AFEC: An Analytical Framework for Evaluating Cache Performance in Out-of-Order Processors
Kecheng Ji1, Ming Ling1, Qin Wang1, Longxing Shi1 and Jianping Pan2
1National ASIC System Engineering Technology Research Center, Southeast University, Nanjing 210096, China.
ajikecheng@seu.edu.cn
btrio@seu.edu.cn
c220153670@seu.edu.cn
dlxshi@seu.edu.cn
2Department of Computer Science, University of Victoria, Victoria, British Columbia, Canada.
pan@uvic.ca
ABSTRACT
Evaluating cache performance is becoming critically important to predict the overall performance of out-of-order processors. Non-blocking caches, which are very common in out-of-order CPUs, can reduce the average cache miss penalty by overlapping multiple outstanding memory requests and merging different cache misses with the same cacheline address into one memory request.

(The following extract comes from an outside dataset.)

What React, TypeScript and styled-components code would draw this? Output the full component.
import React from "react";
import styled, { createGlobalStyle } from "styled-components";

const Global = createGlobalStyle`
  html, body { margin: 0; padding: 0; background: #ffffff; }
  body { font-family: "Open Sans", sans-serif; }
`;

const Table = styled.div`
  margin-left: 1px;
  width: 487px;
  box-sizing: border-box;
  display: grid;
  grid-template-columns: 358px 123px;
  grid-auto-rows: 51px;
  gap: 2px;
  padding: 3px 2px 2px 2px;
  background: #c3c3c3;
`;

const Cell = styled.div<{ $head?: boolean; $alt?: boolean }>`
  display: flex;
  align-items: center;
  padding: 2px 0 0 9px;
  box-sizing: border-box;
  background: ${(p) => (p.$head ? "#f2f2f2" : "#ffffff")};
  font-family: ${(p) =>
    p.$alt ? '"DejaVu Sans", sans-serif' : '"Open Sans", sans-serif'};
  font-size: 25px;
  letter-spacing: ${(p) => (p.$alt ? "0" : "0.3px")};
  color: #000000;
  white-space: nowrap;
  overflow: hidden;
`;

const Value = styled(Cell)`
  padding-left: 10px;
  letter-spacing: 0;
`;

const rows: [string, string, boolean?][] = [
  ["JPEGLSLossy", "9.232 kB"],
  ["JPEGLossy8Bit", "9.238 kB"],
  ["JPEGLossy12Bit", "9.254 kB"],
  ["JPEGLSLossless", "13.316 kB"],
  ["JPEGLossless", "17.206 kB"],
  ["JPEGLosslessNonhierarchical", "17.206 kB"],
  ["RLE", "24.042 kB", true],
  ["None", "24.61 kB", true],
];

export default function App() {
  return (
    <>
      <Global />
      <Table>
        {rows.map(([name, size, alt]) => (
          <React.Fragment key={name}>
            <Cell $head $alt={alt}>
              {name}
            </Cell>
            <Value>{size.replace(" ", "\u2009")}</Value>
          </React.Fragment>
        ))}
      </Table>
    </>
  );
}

Normally, memorylevel- parallelism (MLP) has been used as a metric to describe the concurrency of memory access. Unfortunately, due to the extremely dynamic dependences among the program memory references, it is very difficult to quantify MLP without time-consuming simulations. Moreover, the merging of multiple cache misses, which makes the average cache miss service time less than the physical DDR access latency, is seldom considered in the existing researches. In this paper, we propose a cache performance evaluation framework based on program trace analysis and analytical models to fast estimate MLP and the effective cache miss service time without simulations. Comparing with the results by Gem5 simulations of MobyBench 2.0, Mibench 1.0 and Mediabench II, the average accuracy of the modeled MLP and the average cache miss service time is higher than 91% and 92%, respectively. Combined with cache misses calculated by the stack distance theory, the average absolute error of CPU stall time (due to cache misses) is lower than 10%, while the evaluation time can be sped up by 35 times relative to the Gem5 full simulations.